June 28, 2025

Shift Left: Integrating Security into Your DevOps Pipeline

Making security a shared responsibility from the very first line of code.

A diagram of a secure CI/CD pipeline including SAST and SCA scans.

For decades, security was a final gate at the end of the development lifecycle—a bottleneck that slowed down releases and created friction between development and security teams. The rise of DevOps, with its focus on speed and automation, has made this traditional model untenable. The solution is DevSecOps, a culture shift that integrates security practices into every stage of the software development lifecycle.

The "Shift Left" Philosophy

The core principle of DevSecOps is to "shift left"—addressing security concerns as early as possible in the development process. The cost and complexity of fixing a vulnerability skyrocket the closer it gets to production.
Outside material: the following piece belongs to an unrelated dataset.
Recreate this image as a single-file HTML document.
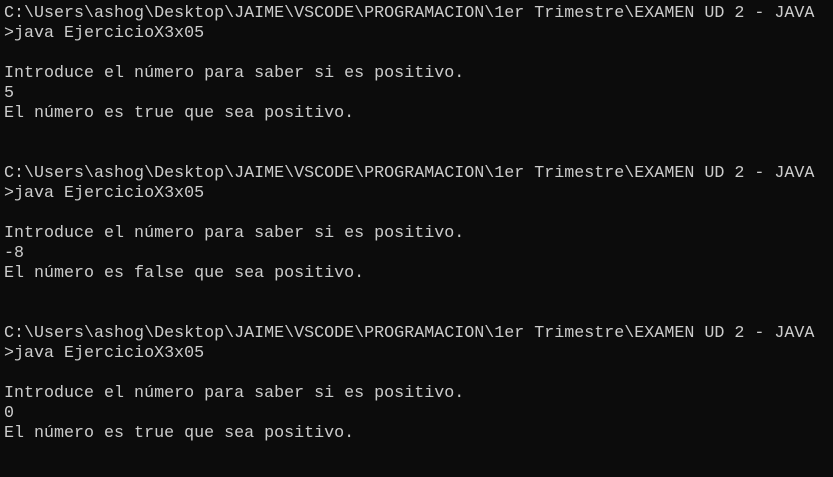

Finding a flaw in the design phase is trivial to fix; finding that same flaw after a public breach is catastrophic.

"DevSecOps is about making security a shared responsibility, not just the security team's problem."

Practical Steps to Implement DevSecOps

Integrating security into your pipeline doesn't have to be an overnight overhaul. It's a journey that can begin with a few high-impact steps:

1. Static Application Security Testing (SAST)

SAST tools analyze your source code for potential vulnerabilities without actually running the application. By integrating a SAST tool directly into the developer's IDE and the CI (Continuous Integration) pipeline, you provide immediate feedback, allowing developers to fix security issues just as they would fix a regular bug.

2. Software Composition Analysis (SCA)

Modern applications are built on a mountain of open-source libraries and dependencies. SCA tools automatically scan these dependencies for known vulnerabilities (CVEs). This is critical, as a single vulnerable library can compromise your entire application. An SCA scan should be a mandatory check in your CI pipeline before any build can proceed.

3. Automate, Automate, Automate

The goal is to provide security feedback as quickly and seamlessly as possible. Automate security checks for Infrastructure as Code (IaC) templates, container images, and dynamic application testing (DAST) in staging environments. By making security an automated part of the process, you remove friction and empower developers to build securely from the start.

DevSecOps is not about buying a new tool; it's about breaking down silos and fostering a culture where everyone is responsible for security. By shifting left, organizations can build more secure software, faster, and with greater confidence.